Chris Stirewalt


Christopher W. Stirewalt is an American politics editor for the Fox News Channel, which he joined in July 2010. He authors and hosts Fox News Halftime Report newsletter and co-hosts the podcast, Perino & Stirewalt: I'll Tell You What, with Dana Perino.

Life and career

Chris Stirewalt, a Wheeling, West Virginia, native, was a 1993 graduate of the Linsly School. He began his journalism career at age 17 writing baseball box scores for The Wheeling Intelligencer. A 1997 graduate of Hampden-Sydney College in Virginia, he later served as politics editor at the Charleston Daily Mail and West Virginia Media. At the Wheeling Area Chamber of Commerce 50th annual dinner in April 2016, Stirewalt spoke of how he drew on his hometown roots to explain to colleagues at Fox News why Republican presidential candidate Donald Trump’s message resonated so well with working-class voters in the Ohio Valley, he'd answered, “I know these voters. They are mad. They are really mad because they got.”
“Perino & Stirewalt: I’ll Tell You What” started live on Fox News September 18, 2016 in place of a repeat of Media Buzz, the network’s media-critique program The weekly podcast of the same name developed out of a recent presidential primary and debate season, and featured the hosts having "casual conversations about candidate performances and strategies."
Stirewalt frequently appears on network programs including The Kelly File, America’s Newsroom, Special Report with Bret Baier, and Fox News Sunday with Chris Wallace.
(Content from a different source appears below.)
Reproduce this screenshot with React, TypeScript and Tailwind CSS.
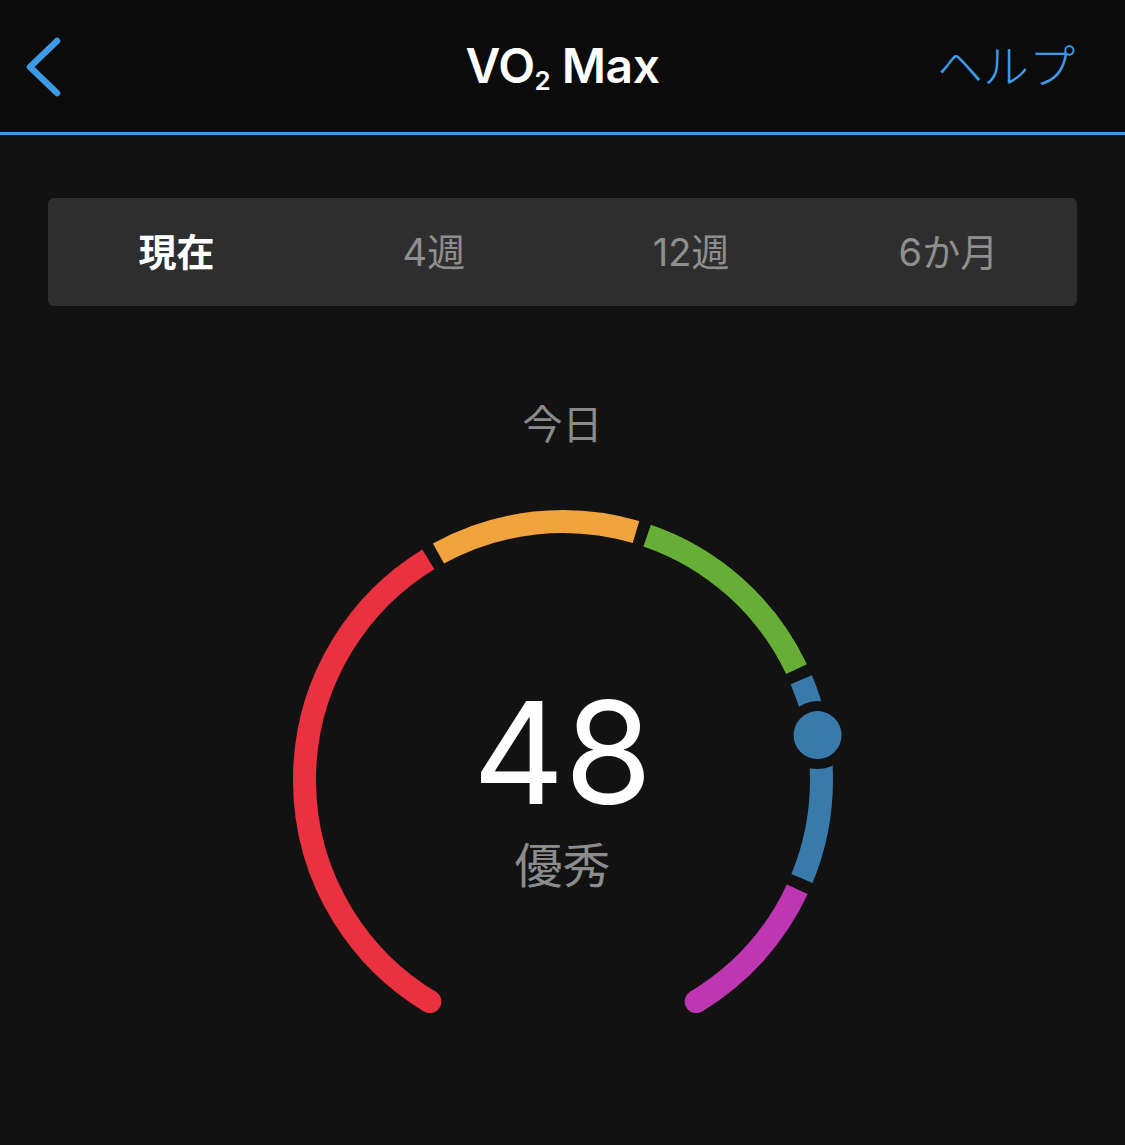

He offers expert political analysis for Fox News coverage of state, congressional, and presidential elections. His role involves serving as the network’s "main on-air analyst of polls and voting trends." Stirewalt hosts the weekly Power Play show on Fox.

Books

Stirewalt's first book, Every Man a King: A Short, Colorful History of American Populists, was published in September 2018 by Twelve. In it he "gives short, entertaining, and at times insightful biographical sketches of Andrew Jackson, William Jennings Bryan, Theodore Roosevelt, Huey Long, George Wallace, Pat Buchanan, and H. Ross Perot." Benjamin Welton in the New York Journal of Books states, "All of the men profiled changed American politics forever, and each one played a role in forming the nucleus of the 2016 election."